++++ Dataset extract

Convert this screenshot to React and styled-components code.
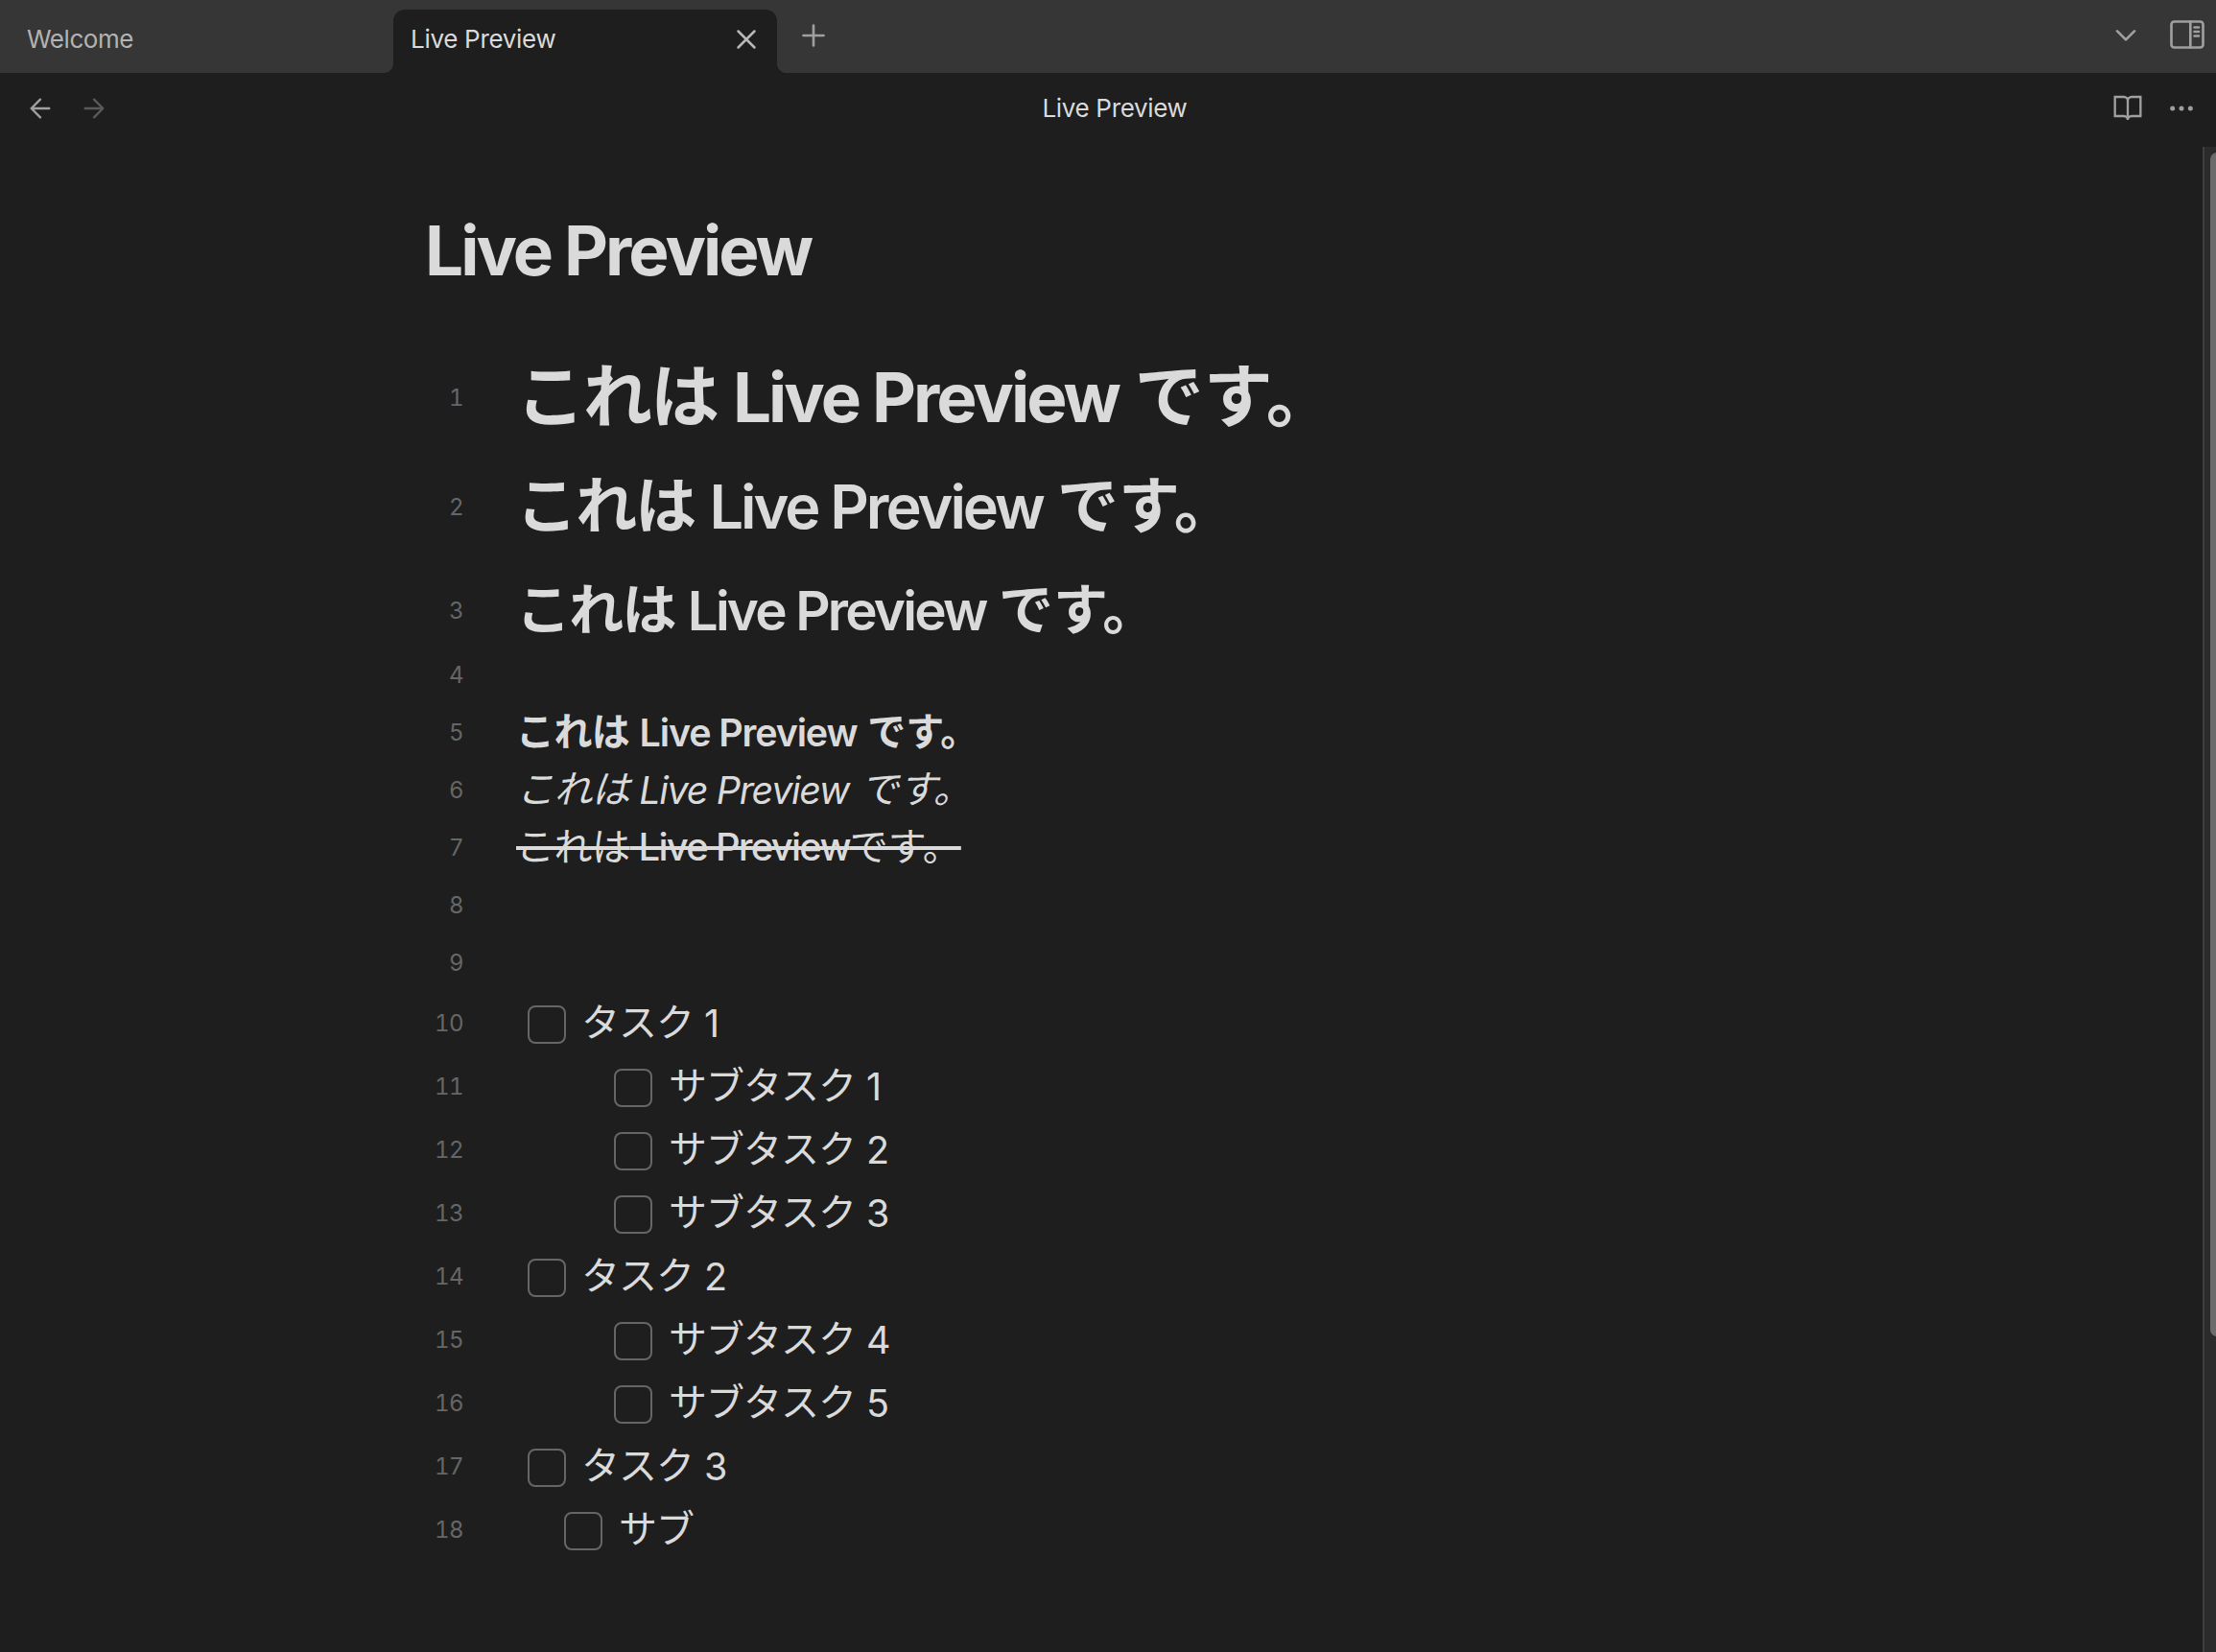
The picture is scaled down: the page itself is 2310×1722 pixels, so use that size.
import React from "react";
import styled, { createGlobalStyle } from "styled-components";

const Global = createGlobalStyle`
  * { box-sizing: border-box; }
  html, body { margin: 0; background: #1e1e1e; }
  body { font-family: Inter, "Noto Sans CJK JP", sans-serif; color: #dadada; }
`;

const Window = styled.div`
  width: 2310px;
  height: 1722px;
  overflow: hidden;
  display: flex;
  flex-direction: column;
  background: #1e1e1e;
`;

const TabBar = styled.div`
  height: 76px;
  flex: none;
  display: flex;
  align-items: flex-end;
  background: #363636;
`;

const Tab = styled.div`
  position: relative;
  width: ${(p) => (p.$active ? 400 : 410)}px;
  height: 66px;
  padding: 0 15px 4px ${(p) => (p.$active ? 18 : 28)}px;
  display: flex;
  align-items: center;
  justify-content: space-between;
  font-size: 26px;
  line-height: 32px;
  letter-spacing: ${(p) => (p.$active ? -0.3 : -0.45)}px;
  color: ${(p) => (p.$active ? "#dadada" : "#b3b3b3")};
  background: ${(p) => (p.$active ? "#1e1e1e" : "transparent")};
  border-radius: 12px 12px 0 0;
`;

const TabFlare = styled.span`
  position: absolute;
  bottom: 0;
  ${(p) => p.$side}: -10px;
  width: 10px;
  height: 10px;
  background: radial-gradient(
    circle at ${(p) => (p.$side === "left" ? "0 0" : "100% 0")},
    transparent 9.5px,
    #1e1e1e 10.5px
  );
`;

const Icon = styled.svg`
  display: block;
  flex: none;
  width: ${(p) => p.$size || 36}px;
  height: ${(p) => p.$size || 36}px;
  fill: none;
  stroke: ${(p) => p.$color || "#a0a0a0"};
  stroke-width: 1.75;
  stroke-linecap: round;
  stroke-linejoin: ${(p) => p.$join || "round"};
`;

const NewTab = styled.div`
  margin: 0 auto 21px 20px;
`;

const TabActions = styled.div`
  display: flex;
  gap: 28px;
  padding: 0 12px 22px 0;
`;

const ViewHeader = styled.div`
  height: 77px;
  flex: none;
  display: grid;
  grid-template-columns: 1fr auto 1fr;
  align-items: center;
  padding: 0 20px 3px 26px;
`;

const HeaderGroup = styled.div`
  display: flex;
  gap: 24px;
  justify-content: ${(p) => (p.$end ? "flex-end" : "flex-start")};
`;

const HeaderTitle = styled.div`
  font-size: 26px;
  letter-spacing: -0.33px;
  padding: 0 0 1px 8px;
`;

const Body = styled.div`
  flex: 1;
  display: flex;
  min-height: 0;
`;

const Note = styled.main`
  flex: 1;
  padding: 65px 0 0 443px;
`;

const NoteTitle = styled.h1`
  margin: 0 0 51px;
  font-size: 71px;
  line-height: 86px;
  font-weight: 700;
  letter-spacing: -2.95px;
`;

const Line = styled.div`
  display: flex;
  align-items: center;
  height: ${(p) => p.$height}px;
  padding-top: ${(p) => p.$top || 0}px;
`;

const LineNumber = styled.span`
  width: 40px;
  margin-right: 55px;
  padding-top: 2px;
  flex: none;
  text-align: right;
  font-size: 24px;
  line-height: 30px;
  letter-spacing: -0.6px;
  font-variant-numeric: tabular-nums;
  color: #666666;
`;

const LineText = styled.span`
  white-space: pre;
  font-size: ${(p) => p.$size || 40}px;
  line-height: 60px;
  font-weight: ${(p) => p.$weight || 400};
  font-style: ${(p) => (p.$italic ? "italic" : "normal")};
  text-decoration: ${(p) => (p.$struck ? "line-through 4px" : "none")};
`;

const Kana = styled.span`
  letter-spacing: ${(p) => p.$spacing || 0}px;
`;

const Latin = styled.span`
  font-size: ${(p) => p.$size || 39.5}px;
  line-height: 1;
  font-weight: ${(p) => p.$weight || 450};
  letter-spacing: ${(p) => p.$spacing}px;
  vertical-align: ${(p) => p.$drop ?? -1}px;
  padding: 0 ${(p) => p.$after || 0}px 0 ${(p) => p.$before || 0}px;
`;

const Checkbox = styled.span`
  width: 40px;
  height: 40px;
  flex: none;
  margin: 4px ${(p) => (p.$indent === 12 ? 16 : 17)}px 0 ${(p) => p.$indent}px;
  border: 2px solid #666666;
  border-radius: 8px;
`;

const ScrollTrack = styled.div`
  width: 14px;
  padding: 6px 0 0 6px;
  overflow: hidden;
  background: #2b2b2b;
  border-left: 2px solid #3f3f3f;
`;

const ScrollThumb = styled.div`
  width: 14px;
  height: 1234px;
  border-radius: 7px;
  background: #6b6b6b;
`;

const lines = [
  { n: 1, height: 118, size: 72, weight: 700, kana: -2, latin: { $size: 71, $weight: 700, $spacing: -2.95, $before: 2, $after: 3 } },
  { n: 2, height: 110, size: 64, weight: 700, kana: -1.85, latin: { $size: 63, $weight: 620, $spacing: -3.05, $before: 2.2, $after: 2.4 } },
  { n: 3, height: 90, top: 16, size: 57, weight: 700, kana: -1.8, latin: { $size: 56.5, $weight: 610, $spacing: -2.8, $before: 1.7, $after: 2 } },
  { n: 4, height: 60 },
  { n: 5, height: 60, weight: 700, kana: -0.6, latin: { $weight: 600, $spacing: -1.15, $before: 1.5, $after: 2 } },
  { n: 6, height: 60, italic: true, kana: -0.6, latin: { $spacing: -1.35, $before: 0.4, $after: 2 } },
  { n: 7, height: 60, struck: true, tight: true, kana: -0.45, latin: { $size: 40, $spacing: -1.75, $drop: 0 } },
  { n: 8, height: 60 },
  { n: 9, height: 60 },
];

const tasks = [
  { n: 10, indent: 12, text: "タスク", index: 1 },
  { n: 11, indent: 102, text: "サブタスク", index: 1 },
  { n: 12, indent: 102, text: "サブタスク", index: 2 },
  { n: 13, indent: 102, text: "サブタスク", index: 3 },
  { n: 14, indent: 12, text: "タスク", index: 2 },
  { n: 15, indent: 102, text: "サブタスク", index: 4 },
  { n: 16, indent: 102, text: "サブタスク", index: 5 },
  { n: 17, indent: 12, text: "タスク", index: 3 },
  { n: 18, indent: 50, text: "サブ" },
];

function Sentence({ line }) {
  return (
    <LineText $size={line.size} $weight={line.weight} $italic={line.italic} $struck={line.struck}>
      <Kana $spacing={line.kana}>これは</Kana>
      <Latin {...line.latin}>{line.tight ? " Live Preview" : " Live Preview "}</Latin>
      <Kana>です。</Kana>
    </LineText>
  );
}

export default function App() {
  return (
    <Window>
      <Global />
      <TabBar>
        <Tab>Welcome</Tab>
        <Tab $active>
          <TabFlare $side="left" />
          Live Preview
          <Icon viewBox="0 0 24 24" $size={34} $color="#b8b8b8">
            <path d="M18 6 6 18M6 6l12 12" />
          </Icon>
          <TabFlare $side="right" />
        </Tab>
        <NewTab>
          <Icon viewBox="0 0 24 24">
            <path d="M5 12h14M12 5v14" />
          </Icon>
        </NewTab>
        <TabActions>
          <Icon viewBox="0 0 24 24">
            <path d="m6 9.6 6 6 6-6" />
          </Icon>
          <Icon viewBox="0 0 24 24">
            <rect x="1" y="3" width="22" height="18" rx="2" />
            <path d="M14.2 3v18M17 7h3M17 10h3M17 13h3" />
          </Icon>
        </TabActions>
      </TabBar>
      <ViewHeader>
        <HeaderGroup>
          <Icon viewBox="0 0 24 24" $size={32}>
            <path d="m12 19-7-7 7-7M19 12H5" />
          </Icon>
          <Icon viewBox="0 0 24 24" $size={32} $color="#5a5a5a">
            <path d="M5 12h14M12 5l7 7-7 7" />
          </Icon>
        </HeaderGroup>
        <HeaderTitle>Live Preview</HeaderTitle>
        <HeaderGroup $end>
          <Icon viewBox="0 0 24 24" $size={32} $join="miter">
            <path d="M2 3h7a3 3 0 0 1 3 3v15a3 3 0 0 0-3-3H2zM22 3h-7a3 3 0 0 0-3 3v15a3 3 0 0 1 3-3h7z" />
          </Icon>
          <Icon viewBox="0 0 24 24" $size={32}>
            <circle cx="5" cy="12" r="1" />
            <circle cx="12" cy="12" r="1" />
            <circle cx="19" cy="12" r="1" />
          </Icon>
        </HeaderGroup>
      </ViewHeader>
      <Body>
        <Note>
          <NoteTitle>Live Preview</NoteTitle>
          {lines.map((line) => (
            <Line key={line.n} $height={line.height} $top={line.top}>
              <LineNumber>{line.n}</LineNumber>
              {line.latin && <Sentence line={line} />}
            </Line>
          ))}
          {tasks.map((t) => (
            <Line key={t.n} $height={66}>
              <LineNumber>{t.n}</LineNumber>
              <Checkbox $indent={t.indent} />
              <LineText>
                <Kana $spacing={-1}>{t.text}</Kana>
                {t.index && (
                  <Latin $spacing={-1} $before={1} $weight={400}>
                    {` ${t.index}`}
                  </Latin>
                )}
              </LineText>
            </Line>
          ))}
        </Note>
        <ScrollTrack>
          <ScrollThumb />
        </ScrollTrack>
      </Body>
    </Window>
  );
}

++++++++

• [Job]
From the data above, count the lines where "components" occurs and give that figure and nothing else.

• [Exercise solution]
2